Scientific classification
- Kingdom: Animalia
- Phylum: Chordata
- Class: Actinopterygii
- Order: Cypriniformes
- Family: Cobitidae
- Genus: Pangio
- Species: P. semicincta
- Binomial name: Pangio semicincta (Fraser-Brunner, 1940)
- Synonyms: Acanthophthalmus semicinctus Fraser-Brunner, 1940

= Pangio semicincta =

- Authority: (Fraser-Brunner, 1940)
- Conservation status: LC
- Synonyms: Acanthophthalmus semicinctus Fraser-Brunner, 1940

Species of fish

Pangio semicincta, the half-banded kuhli loach, is a species of cobitid loach in the genus Pangio found in the Malay Peninsula, Borneo, and Sumatra. It is a very popular fish in the aquarium trade, however, it is often confused for and mislabeled as Pangio kuhlii, a slightly larger-bodied fish, which is rarely (if ever) found in the aquarium trade due to it being endemic to Java, Indonesia, where field-collection for the fish trade is a rare occurrence.

==Description==
Pangio semicincta, much like related taxa, is a long, eel-like fish, usually reaching 10 cm in length at maximum. Its body has nine to twelve uneven dark brown bands, with yellow in between them, and a pale white underside. Adult females are often slightly larger and heavier bodied than males, and in males the first pectoral fin ray is thickened.

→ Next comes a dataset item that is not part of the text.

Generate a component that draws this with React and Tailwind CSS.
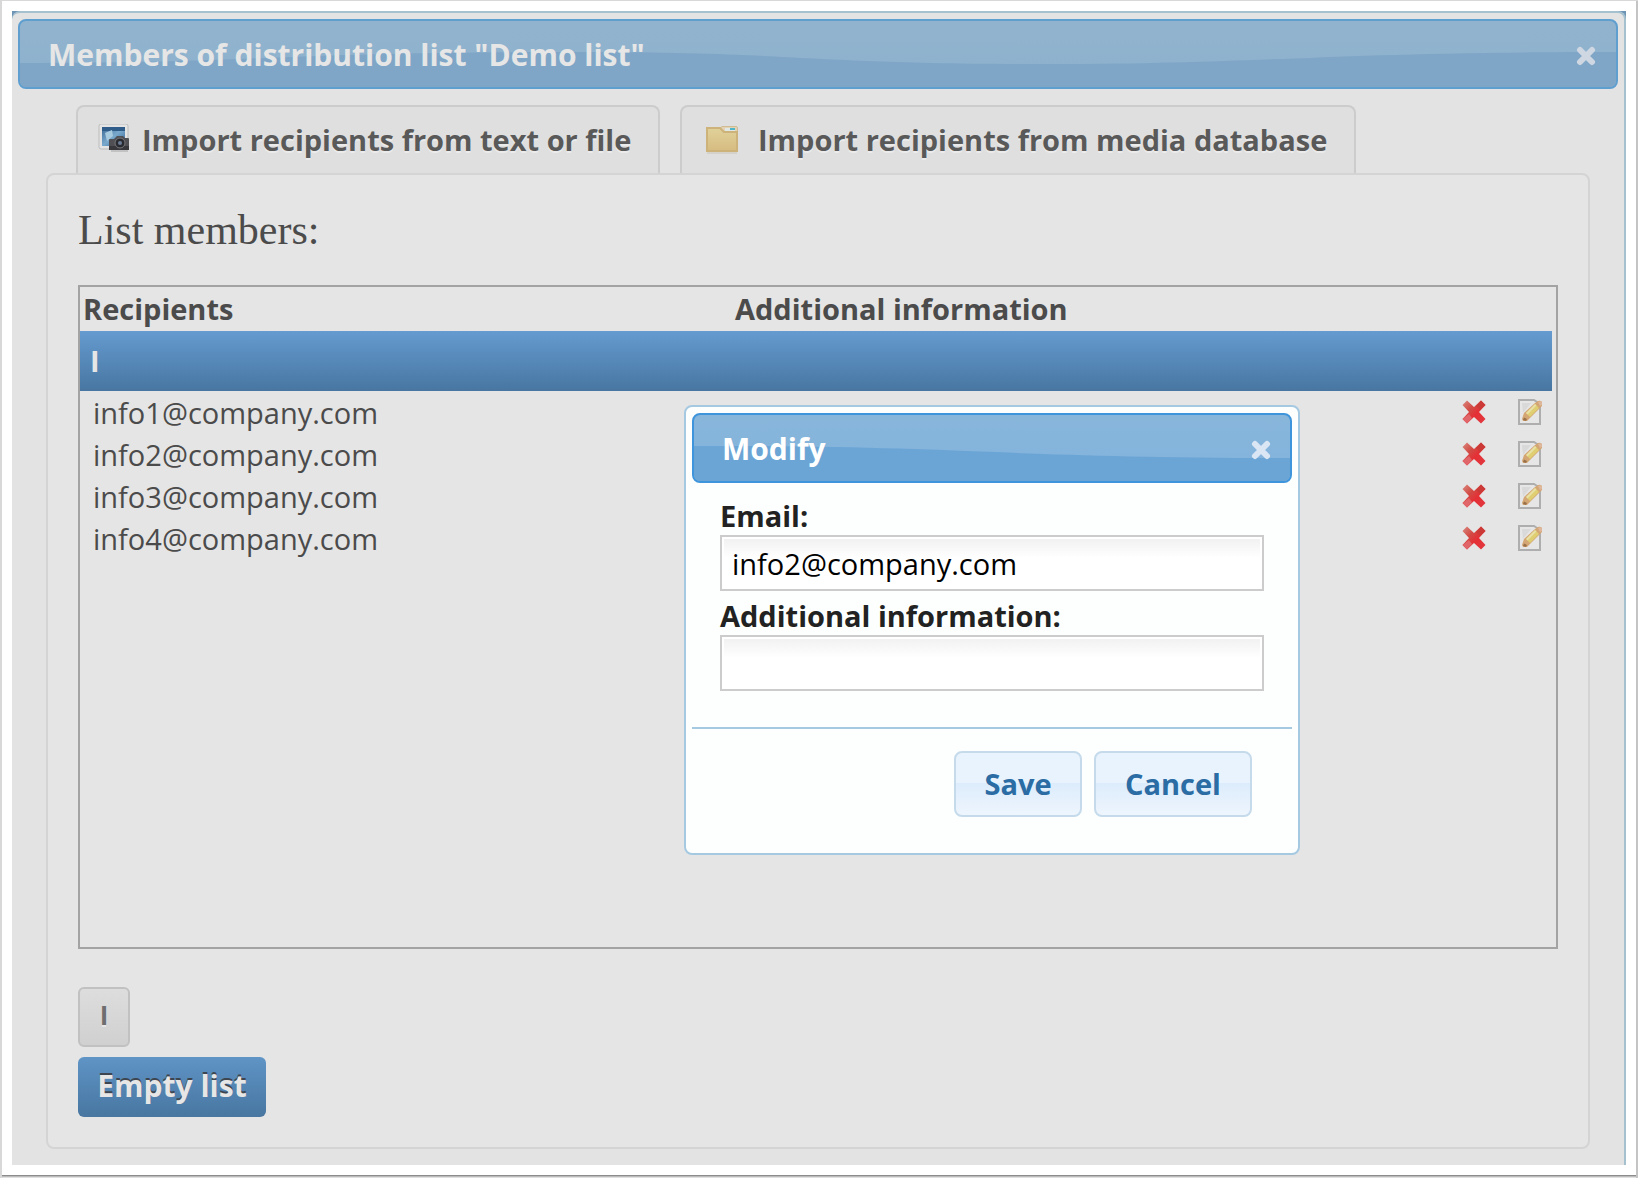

==Distribution and habitat==
Pangio semicincta is found in the Malay Peninsula, Borneo, and Sumatra.
It is most often found in calm, shallow, tannin heavy blackwater areas, such as streams, swamps, and oxbow lakes. These habitats are often shaded and have low pH, due to the release of tannins from decaying plant material. The substrate in these habitats is often sand or mud.

==Behavior and diet==
Pangio species forage in the substrate and sift mouthfuls of sand through the gills to feed on insect larvae, small crustaceans, and other small animals. Pangio are social fish, living in large aggregations in the wild, and in home aquaria are often observed staying together, often packing themselves into the same cave or crevice. Pangio are peaceful fish, and are not known to attack conspecifics or fish of other species.